Even to this day Ginger is friendly. He always comes up to me, when he first sees me of a day rubbing against me, this is his way of saying hello. Some stories of Monty with Ginger and Bimbo, the scrapes and fights they got up to will follow in a later chapter.

On Tuesday 9th May 2006 I received news I had feared and expected. Ginger died that morning he had been unwell for a long time and I expected this to be his last summer. A few days earlier I had seen him for the last time friendly as ever he came up to me. I invited him in to number six and mum gave him some food. I left soon after the last time I was to see Ginger.

Copyright © 2009 Kevin Markey

THE BEST CAT IN THE WORLD

Index

1) Poem Monty

2) First Night

3) First Day

4) Early Memories

5) Xmas

6) Previous Pets

7) Monty & Friends

8) Monty's Injured leg

9) Bimbo, Titch & Ginger

10) Birds

11) Two day disappearance

12) Its not the leaving

13) The end of a life of love

14) Xmas without Monty & memories

15) Other Cats

16) Bimbo Returns

MONTY

On a mild December evening

came into our lives

full of joy

And on a cold November morning

Departed from this world

A life of love

Monty Monty Monty

Making friends through it

You were truly

The best there ever was

No one could love you

No one could love you

No one could love you

More than I do

No one was loved more

No one was loved more

No one was loved

More than you were

"My name is Monty and I'm a pussy cat"

"I sneak up on Kevin's Bed cause I like that"

Some one, somewhere, who know's where? Probable a Gloucestershire cat breeder. Their female produced a litter soon they were all to become house trained, and sold as pets, except one! They couldn't get rid of.

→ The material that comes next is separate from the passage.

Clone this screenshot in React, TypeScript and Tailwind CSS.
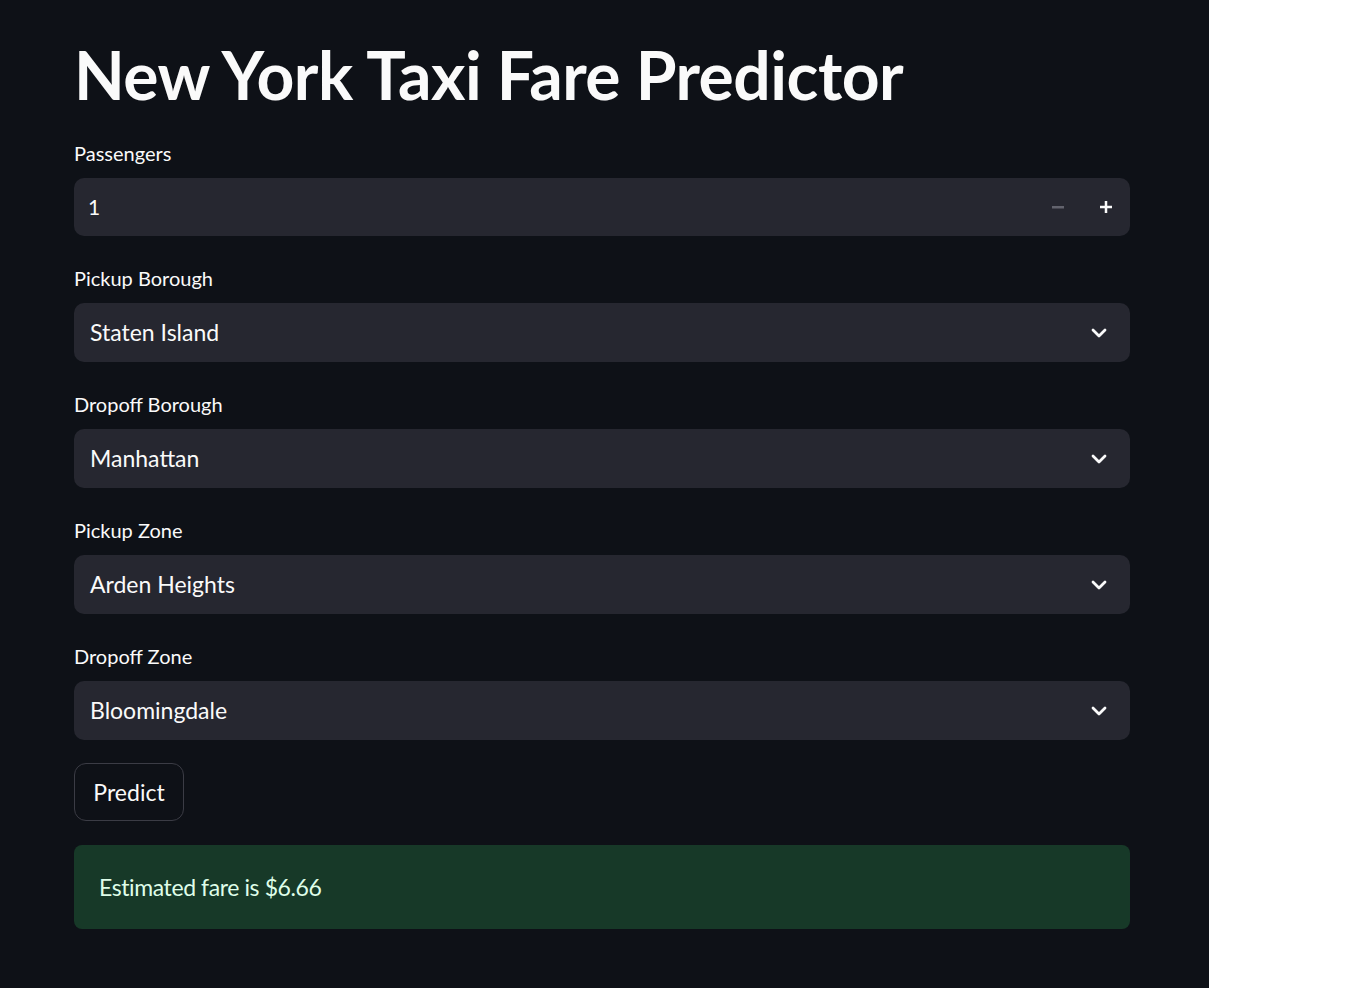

December 20th 0r 22nd 1986 I can't recall the exact date. A typical December night cold. A car pulls stops at a busy junction. The main Dursley to Cam road, Woodfield Road forms the junction, across the road Summerhayes estate to the right Tilsdown and Woodfield on the left. On one corner, number six. A kitten barely six months old is dumped out of the car, it's a mild night but it's on his own now to survive on its wit's. The car speeds of to who know's where? No one knows except the driver. Someone probable can answer that question for he or she missed out on the Best Cat in the world.

First Night

There was something different about that December night. The stars were out, brighter than they had been for some weeks. I suppose the turning point had been reached when the days got longer. It was probable nine o'clock, I parked my Metro in a garage I rented less than five minutes walk from my home. I proceeded down the road known as Norman Hill and then turned left towards the pedestrian crossing where when the lights turned red I would hurriedly cross the silent road. In next to no time I was climbing the six or seven steps to our garden. To my right was number four as these steps were shared. At the top on our end of the garden is a row of conifers,(Xmas trees). Cats loved them for they could hide under their thick bushes. As the cars whizzed down Woodfield road they could watch, or just shelter from the rain.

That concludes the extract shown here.